(Exercise objective) Copy every line of the records below where the word "this" occurs.

(Records shown)
┄┄┄┄┄┄
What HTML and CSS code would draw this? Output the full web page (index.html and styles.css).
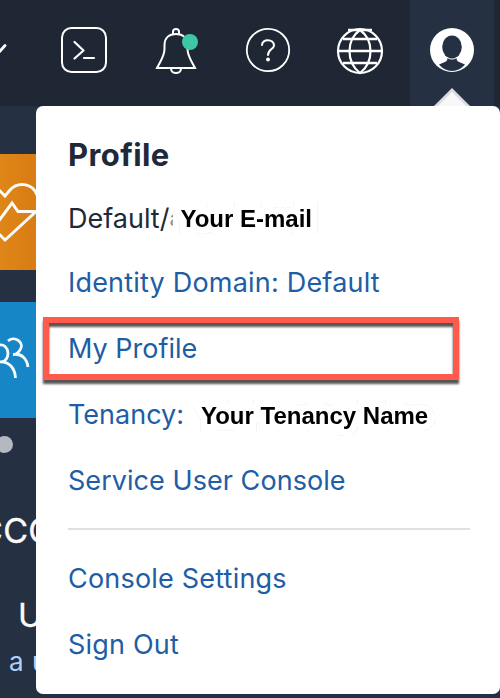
┄┄┄┄┄┄
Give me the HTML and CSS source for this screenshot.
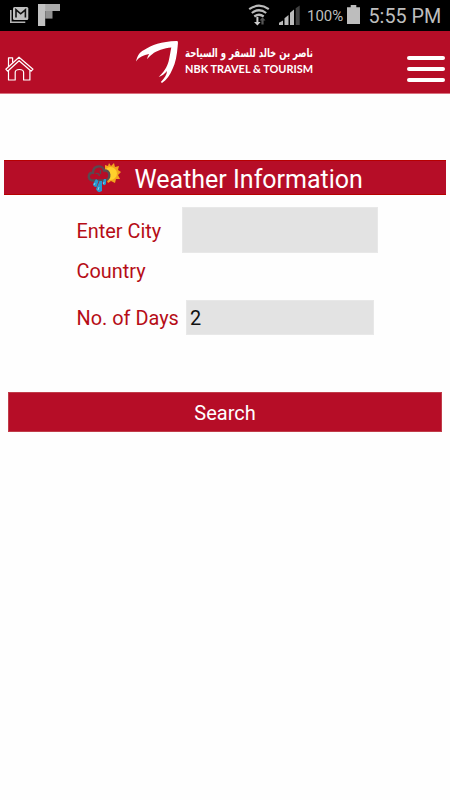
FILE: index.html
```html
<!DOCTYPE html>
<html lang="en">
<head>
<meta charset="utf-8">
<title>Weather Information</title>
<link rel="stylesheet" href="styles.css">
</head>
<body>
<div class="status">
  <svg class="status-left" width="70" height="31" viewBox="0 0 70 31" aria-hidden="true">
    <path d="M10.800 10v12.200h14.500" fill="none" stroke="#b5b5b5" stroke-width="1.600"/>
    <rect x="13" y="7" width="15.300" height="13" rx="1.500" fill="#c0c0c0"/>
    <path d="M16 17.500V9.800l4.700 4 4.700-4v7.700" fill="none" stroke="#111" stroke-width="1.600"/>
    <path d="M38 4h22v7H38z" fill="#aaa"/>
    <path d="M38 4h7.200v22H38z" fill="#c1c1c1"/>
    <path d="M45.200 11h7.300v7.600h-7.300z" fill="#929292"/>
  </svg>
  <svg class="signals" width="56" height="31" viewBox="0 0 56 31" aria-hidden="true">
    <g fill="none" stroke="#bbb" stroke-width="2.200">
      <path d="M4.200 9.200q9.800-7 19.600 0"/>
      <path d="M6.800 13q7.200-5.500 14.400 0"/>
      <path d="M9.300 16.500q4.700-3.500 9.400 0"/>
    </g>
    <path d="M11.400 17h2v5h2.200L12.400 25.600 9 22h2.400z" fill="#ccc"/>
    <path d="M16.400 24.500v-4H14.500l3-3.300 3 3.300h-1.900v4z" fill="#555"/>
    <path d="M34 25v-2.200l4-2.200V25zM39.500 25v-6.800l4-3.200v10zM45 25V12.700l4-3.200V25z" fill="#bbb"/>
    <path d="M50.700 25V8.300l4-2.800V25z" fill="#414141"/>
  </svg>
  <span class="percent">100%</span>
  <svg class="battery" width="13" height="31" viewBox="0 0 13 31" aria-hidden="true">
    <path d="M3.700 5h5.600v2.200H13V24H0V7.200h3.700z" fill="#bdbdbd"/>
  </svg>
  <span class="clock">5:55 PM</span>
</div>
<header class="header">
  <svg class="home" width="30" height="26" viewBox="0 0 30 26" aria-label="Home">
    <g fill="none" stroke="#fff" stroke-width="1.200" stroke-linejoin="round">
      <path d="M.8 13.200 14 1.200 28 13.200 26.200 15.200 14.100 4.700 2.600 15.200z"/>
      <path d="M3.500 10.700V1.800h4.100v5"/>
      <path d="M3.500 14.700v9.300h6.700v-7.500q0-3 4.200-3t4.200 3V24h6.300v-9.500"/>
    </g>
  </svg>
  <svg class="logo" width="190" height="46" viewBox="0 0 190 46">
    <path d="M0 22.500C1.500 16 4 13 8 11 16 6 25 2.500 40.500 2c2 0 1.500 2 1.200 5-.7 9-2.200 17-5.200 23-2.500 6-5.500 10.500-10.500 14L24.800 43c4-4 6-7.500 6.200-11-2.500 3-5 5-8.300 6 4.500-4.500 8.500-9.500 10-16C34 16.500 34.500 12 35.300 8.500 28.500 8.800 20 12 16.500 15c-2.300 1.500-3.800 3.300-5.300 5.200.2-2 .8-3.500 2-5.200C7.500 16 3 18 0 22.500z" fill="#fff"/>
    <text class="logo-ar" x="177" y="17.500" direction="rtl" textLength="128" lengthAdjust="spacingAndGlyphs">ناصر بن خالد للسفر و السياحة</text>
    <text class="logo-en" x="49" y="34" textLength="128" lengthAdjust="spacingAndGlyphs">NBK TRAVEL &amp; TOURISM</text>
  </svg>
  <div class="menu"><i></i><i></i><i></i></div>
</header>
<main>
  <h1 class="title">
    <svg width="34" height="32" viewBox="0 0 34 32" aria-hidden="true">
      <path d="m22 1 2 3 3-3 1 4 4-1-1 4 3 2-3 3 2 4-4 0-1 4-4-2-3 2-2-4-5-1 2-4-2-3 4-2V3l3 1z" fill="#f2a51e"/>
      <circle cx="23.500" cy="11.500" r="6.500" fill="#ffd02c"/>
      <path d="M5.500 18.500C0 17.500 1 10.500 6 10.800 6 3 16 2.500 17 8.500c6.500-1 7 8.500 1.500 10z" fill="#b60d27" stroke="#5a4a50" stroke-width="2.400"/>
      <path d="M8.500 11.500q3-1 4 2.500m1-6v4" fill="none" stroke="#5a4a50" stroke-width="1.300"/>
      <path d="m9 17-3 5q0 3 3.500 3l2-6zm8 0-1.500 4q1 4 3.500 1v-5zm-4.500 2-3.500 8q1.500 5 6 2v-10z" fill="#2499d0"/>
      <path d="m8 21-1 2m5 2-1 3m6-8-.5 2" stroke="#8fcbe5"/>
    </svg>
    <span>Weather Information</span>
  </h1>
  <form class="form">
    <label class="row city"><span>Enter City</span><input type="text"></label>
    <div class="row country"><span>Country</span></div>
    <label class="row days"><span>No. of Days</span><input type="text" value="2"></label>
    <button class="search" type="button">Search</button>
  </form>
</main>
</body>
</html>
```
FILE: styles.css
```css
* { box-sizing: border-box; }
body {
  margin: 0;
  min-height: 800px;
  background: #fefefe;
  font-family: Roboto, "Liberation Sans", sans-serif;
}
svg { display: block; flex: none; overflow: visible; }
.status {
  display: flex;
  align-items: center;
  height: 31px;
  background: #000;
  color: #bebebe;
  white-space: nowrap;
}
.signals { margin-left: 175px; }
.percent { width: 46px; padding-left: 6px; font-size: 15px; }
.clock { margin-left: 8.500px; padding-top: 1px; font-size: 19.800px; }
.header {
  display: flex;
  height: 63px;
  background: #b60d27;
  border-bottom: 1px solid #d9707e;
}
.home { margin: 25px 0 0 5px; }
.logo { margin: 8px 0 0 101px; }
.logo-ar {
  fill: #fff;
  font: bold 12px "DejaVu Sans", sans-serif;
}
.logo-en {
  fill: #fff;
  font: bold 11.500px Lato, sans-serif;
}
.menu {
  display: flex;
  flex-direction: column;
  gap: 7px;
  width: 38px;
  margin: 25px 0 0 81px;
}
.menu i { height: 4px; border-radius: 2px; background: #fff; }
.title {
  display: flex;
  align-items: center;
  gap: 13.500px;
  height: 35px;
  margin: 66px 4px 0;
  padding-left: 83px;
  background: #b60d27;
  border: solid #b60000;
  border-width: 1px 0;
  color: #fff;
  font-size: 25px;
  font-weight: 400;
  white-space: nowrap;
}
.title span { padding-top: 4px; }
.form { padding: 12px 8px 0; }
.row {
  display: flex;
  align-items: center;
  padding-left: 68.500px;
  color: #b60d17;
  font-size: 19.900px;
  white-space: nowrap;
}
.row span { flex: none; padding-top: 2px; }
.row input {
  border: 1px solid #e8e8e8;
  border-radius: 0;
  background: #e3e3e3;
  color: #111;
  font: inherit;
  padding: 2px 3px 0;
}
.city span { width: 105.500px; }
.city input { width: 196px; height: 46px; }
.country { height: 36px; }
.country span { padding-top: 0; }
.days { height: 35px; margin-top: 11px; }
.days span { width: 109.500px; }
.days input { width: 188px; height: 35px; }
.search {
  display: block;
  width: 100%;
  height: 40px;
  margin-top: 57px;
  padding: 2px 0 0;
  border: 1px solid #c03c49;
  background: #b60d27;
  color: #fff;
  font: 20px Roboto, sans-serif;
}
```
┄┄┄┄┄┄
(Exercise answer)
What HTML and CSS code would draw this? Output the full web page (index.html and styles.css).
Give me the HTML and CSS source for this screenshot.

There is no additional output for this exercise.